SBM issues ethics opinion on reverse contingent fee agreements
The State Bar of Michigan’s Standing Committee on Professional Ethics recently issued a new ethics opinion regarding reverse contingent fee arrangements, in which the attorney’s compensation is calculated based on the amount by which the client’s liability is reduced.
Under such an agreement, the lawyer and client agree that the lawyer will receive a percentage of the amount saved by the client. For example, if a tax authority asserts that a client owes $1 million, and the lawyer negotiates a settlement for $400,000, the savings to the client is $600,000. If the fee agreement calls for a one-third reverse contingent fee, the lawyer would be entitled to $200,000.
Reverse contingent fee agreements are typically used in civil defense matters, tax controversies, debt resolution or other situations where a client must pay a sum of money rather than recover one.

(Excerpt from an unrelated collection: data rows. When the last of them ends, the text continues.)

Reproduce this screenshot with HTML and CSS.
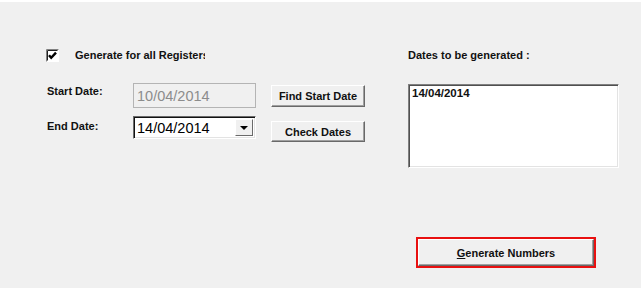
FILE: index.html
```html
<!DOCTYPE html>
<html lang="en">
<head>
  <meta charset="UTF-8" />
  <title>Generate Numbers</title>
  <link rel="stylesheet" href="styles.css">
</head>
<body>
  <div class="panel">
    <div class="top">
      <div class="left">
        <div class="check-row">
          <svg class="check-box" width="13" height="13" viewBox="0 0 13 13">
            <rect x="0" y="0" width="13" height="13" fill="#ffffff"/>
            <path d="M0.5 12.5V0.5H12.5" fill="none" stroke="#808080"/>
            <path d="M1.5 11.5V1.5H11.5" fill="none" stroke="#202020"/>
            <path d="M3 6.2L5.2 8.8L10 3.6" fill="none" stroke="#000" stroke-width="2.4"/>
          </svg>
          <span class="check-label">Generate for all Registers</span>
        </div>

        <div class="date-grid">
          <span class="lbl lbl-start">Start Date:</span>
          <div class="field disabled">10/04/2014</div>
          <button class="btn btn-find">Find Start Date</button>

          <span class="lbl lbl-end">End Date:</span>
          <div class="combo">
            <span class="combo-value">14/04/2014</span>
            <span class="combo-arrow"><span class="tri"></span></span>
          </div>
          <button class="btn btn-check">Check Dates</button>
        </div>
      </div>

      <div class="right">
        <div class="lbl list-title">Dates to be generated :</div>
        <div class="listbox">
          <div class="list-item">14/04/2014</div>
        </div>
      </div>
    </div>

    <div class="actions">
      <div class="focus-ring">
        <button class="btn btn-big"><u>G</u>enerate Numbers</button>
      </div>
    </div>
  </div>
</body>
</html>
```

FILE: styles.css
```css
body {
  margin: 0;
  height: 286px;
  border-top: 2px solid #ffffff;
  background: #f0f0f0;
  font-family: 'Liberation Sans', Arial, sans-serif;
  color: #111;
  overflow: hidden;
}

.panel {
  padding: 47px 0 0 46px;
}

.top {
  display: flex;
  gap: 43px;
}

.lbl {
  font-size: 11px;
  font-weight: bold;
  line-height: 13px;
  white-space: nowrap;
}

/* checkbox row */
.check-row {
  display: flex;
  align-items: center;
  gap: 16px;
  height: 13px;
}

.check-box {
  display: block;
  flex: none;
}

.check-label {
  font-size: 11px;
  font-weight: bold;
  line-height: 13px;
  width: 130px;
  overflow: hidden;
  white-space: nowrap;
}

/* start / end date */
.date-grid {
  display: grid;
  grid-template-columns: 87px 123px 109px;
  row-gap: 8px;
  margin-top: 21px;
  align-items: start;
}

.lbl-start {
  padding: 2px 0 0 1px;
}

.lbl-end {
  padding: 4px 0 0 1px;
}

.field {
  box-sizing: border-box;
  height: 25px;
  display: flex;
  align-items: center;
  padding-left: 3px;
  font-size: 14.5px;
}

.field.disabled {
  border: 1px solid #b4b4b4;
  background: #f0f0f0;
  color: #8c8c8c;
}

.combo {
  box-sizing: border-box;
  height: 23px;
  display: flex;
  align-items: stretch;
  background: #ffffff;
  border-top: 1px solid #6a6a6a;
  border-left: 1px solid #6a6a6a;
  border-right: 1px solid #ffffff;
  border-bottom: 1px solid #ffffff;
  box-shadow: inset 1px 1px 0 #111, inset -1px -1px 0 #e3e3e3;
  padding: 2px 2px 2px 3px;
}

.combo-value {
  flex: 1;
  display: flex;
  align-items: center;
  font-size: 14.5px;
  color: #000;
}

.combo-arrow {
  box-sizing: border-box;
  width: 18px;
  display: flex;
  align-items: center;
  justify-content: center;
  background: #f0f0f0;
  border-top: 1px solid #ffffff;
  border-left: 1px solid #ffffff;
  border-right: 1px solid #6a6a6a;
  border-bottom: 1px solid #6a6a6a;
}

.tri {
  width: 0;
  height: 0;
  border-left: 4px solid transparent;
  border-right: 4px solid transparent;
  border-top: 4px solid #000;
}

/* push buttons */
.btn {
  box-sizing: border-box;
  margin: 0;
  padding: 0;
  background: #f0f0f0;
  font-family: 'Liberation Sans', Arial, sans-serif;
  font-size: 11px;
  font-weight: bold;
  color: #111;
  border-top: 1px solid #ffffff;
  border-left: 1px solid #ffffff;
  border-right: 1px solid #696969;
  border-bottom: 1px solid #696969;
  box-shadow: inset -1px -1px 0 #a0a0a0;
  white-space: nowrap;
}

.btn-find,
.btn-check {
  width: 94px;
  margin-left: 15px;
}

.btn-find {
  height: 22px;
  margin-top: 2px;
}

.btn-check {
  height: 21px;
  margin-top: 5px;
}

/* dates list */
.listbox {
  box-sizing: border-box;
  width: 211px;
  height: 84px;
  margin-top: 22px;
  background: #ffffff;
  border-top: 1px solid #808080;
  border-left: 1px solid #808080;
  border-right: 1px solid #ffffff;
  border-bottom: 1px solid #ffffff;
  box-shadow: inset 1px 1px 0 #505050, inset -1px -1px 0 #e3e3e3;
  padding: 2px 3px;
}

.list-item {
  font-size: 11.5px;
  font-weight: bold;
  line-height: 13px;
  color: #111;
}

/* bottom action */
.actions {
  display: flex;
  margin-top: 69px;
  padding-left: 370px;
}

.focus-ring {
  box-sizing: border-box;
  width: 180px;
  height: 31px;
  border: 2px solid #e81010;
  display: flex;
}

.btn-big {
  flex: 1;
  height: 100%;
}
```
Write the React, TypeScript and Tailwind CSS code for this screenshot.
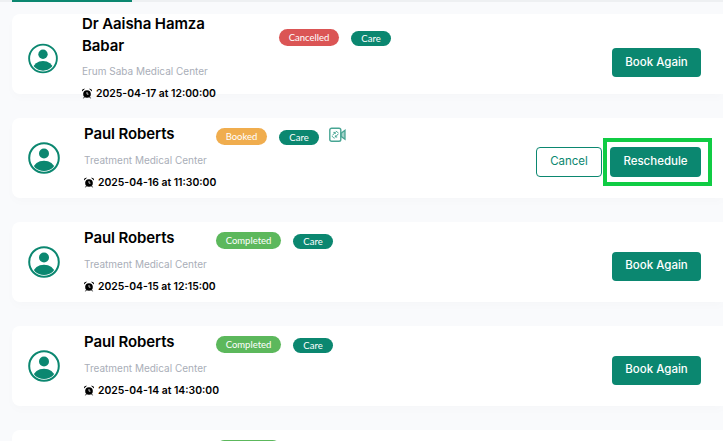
import React from "react";

const poppins = "font-['Inter','Liberation_Sans',sans-serif]";
const badgeFont = "font-['Lato','Liberation_Sans',sans-serif]";

function Avatar({ small }: { small?: boolean }) {
  const size = small ? "w-[30px] h-[31px] mt-[9px]" : "w-[32px] h-[32px]";
  return (
    <svg viewBox="0 0 32 32" className={`${size} shrink-0`}>
      <defs>
        <clipPath id="avatar-clip">
          <circle cx="16" cy="16" r="13" />
        </clipPath>
      </defs>
      <circle cx="16" cy="16" r="14.8" fill="none" stroke="#0b8770" strokeWidth="2" />
      <circle cx="16" cy="11.5" r="5" fill="#0b8770" />
      <ellipse cx="16" cy="26.5" rx="10.5" ry="7.8" fill="#0b8770" clipPath="url(#avatar-clip)" />
    </svg>
  );
}

function Alarm() {
  return (
    <svg viewBox="0 0 12 12" className="w-[10px] h-[11px] shrink-0 -mt-[2px]">
      <circle cx="6" cy="6.6" r="4.6" fill="#000" />
      <path d="M0 3.6 A2.8 2.8 0 0 1 3.6 0.4 Z M12 3.6 A2.8 2.8 0 0 0 8.4 0.4 Z" fill="#000" />
      <path d="M6 4.2v2.6h1.8" stroke="#fff" strokeWidth="0.9" fill="none" />
      <path d="M2.8 10.2 1.8 11.8M9.2 10.2l1 1.6" stroke="#000" strokeWidth="1.1" />
    </svg>
  );
}

function VideoIcon() {
  return (
    <svg viewBox="0 0 17 16" className="w-[17px] h-[16px] shrink-0 ml-[10px] -mt-[1px] opacity-75" fill="none" stroke="#0b8770">
      <rect x="0.8" y="1.2" width="11" height="13" rx="1.8" strokeWidth="1.4" />
      <path d="M12 6.2 16 3.2V12.2L12 9.4Z" strokeWidth="1.3" fill="#0b8770" fillOpacity="0.5" />
      <path d="M3.4 8.4 6.2 5.4M6.2 5.4H4.4M6.2 5.4V7M9.2 7 6.4 10M6.4 10H8.2M6.4 10V8.4" strokeWidth="1" />
      <path d="M6.8 4.2A3.6 3.6 0 0 1 9.4 6.4M5.8 11.2A3.6 3.6 0 0 1 3 9" strokeWidth="0.9" />
    </svg>
  );
}

function Badge({ label, color, w, h = "h-[17px]", ml = "" }: { label: string; color: string; w: string; h?: string; ml?: string }) {
  return (
    <span className={`${badgeFont} ${color} ${w} ${h} ${ml} shrink-0 rounded-full flex items-center justify-center text-white text-[9.5px] leading-none`}>
      {label}
    </span>
  );
}

function Primary({ label, w, h, children }: { label: string; w: string; h: string; children?: React.ReactNode }) {
  return (
    <button className={`${poppins} ${w} ${h} relative rounded-[4px] bg-[#0b8770] text-white text-[11.5px] font-medium flex items-center justify-center`}>
      {label}
      {children}
    </button>
  );
}

type Row = {
  name: string;
  center: string;
  time: string;
  status: string;
  statusColor: string;
  statusW: string;
  video?: boolean;
  reschedule?: boolean;
  first?: boolean;
  last?: boolean;
};

const paul = { name: "Paul Roberts", center: "Treatment Medical Center" };
const completed = { status: "Completed", statusColor: "bg-[#5cb85c]", statusW: "w-[65px]" };

const rows: Row[] = [
  {
    name: "Dr Aaisha Hamza Babar",
    center: "Erum Saba Medical Center",
    time: "2025-04-17 at 12:00:00",
    status: "Cancelled",
    statusColor: "bg-[#db5555]",
    statusW: "w-[60px]",
    first: true,
  },
  {
    ...paul,
    time: "2025-04-16 at 11:30:00",
    status: "Booked",
    statusColor: "bg-[#f0ad4e]",
    statusW: "w-[51px]",
    video: true,
    reschedule: true,
  },
  { ...paul, ...completed, time: "2025-04-15 at 12:15:00" },
  { ...paul, ...completed, time: "2025-04-14 at 14:30:00" },
  { ...paul, ...completed, time: "2025-04-13 at 10:00:00", last: true },
];

function Card({ r }: { r: Row }) {
  return (
    <div className="h-[80px] shrink-0 rounded-l-[8px] bg-white shadow-[0_4px_10px_rgba(0,0,0,0.015)] flex items-center pl-[16px] pr-[22px]">
      <Avatar small={r.first} />
      <div className={`flex flex-col ml-[24px] ${r.first ? "mt-[7px]" : "mb-[2px]"} ${poppins}`}>
        <div className="flex items-center">
          <div className={`${r.first ? "w-[197px] pr-[50px]" : "w-[132px]"} ${r.last ? "translate-y-[2px]" : ""} text-[15px] leading-[22px] font-semibold text-black tracking-[-0.1px]`}>{r.name}</div>
          <div className="flex mt-[5px]">
            <Badge label={r.status} color={r.statusColor} w={r.statusW} />
            <Badge label="Care" color="bg-[#0b8770]" w="w-[40px]" h="h-[15px]" ml="ml-[12px] mt-[2px]" />
            {r.video && <VideoIcon />}
          </div>
        </div>
        <div className={`${r.first ? "mt-[7px]" : "mt-[8px]"} text-[10px] leading-[14px] text-[#a9aeb8]`}>{r.center}</div>
        <div className="mt-[8px] flex items-center gap-[4px] text-[10.4px] leading-[16px] font-semibold text-black whitespace-nowrap">
          <Alarm />
          {r.time}
        </div>
      </div>
      <div className={`ml-auto flex items-center gap-[8px] ${r.first ? "mt-[17px]" : "mt-[8px]"}`}>
        {r.reschedule ? (
          <>
            <button className={`${poppins} w-[66px] h-[30px] rounded-[4px] border border-[#0b8770] bg-white text-[#0b8770] text-[11.5px] flex items-center justify-center`}>
              Cancel
            </button>
            <Primary label="Reschedule" w="w-[91px]" h="h-[30px]">
              <span className="absolute left-[-7px] right-[-11px] top-[-9px] bottom-[-9px] border-[4px] border-[#10cc44]" />
            </Primary>
          </>
        ) : (
          <Primary label="Book Again" w="w-[89px]" h="h-[29px]" />
        )}
      </div>
    </div>
  );
}

export default function App() {
  return (
    <div className="w-[723px] h-[441px] overflow-hidden bg-[#f9fafc] pl-[12px]">
      <div className="flex h-[2px] -ml-[12px] bg-[#eef0f2]">
        <div className="ml-[12px] w-[120px] bg-[#0b8770]" />
      </div>
      <div className="mt-[12px] flex flex-col gap-[24px]">
        {rows.map((r, i) => (
          <Card key={i} r={r} />
        ))}
      </div>
    </div>
  );
}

Opinion RI-394 outlines the conditions that must be met for a reverse contingent fee arrangement to be considered ethically permissible. Based on RI-394, an appropriate reverse contingent fee must include:
- A written fee agreement, specifying the method of calculation;
- Full disclosure and informed consent;
- A reasonably-assessed baseline;
- A fee that is not clearly excessive when agreed to, charged, or collected; and
- Written disclosure of the method of calculation at the conclusion of the matter.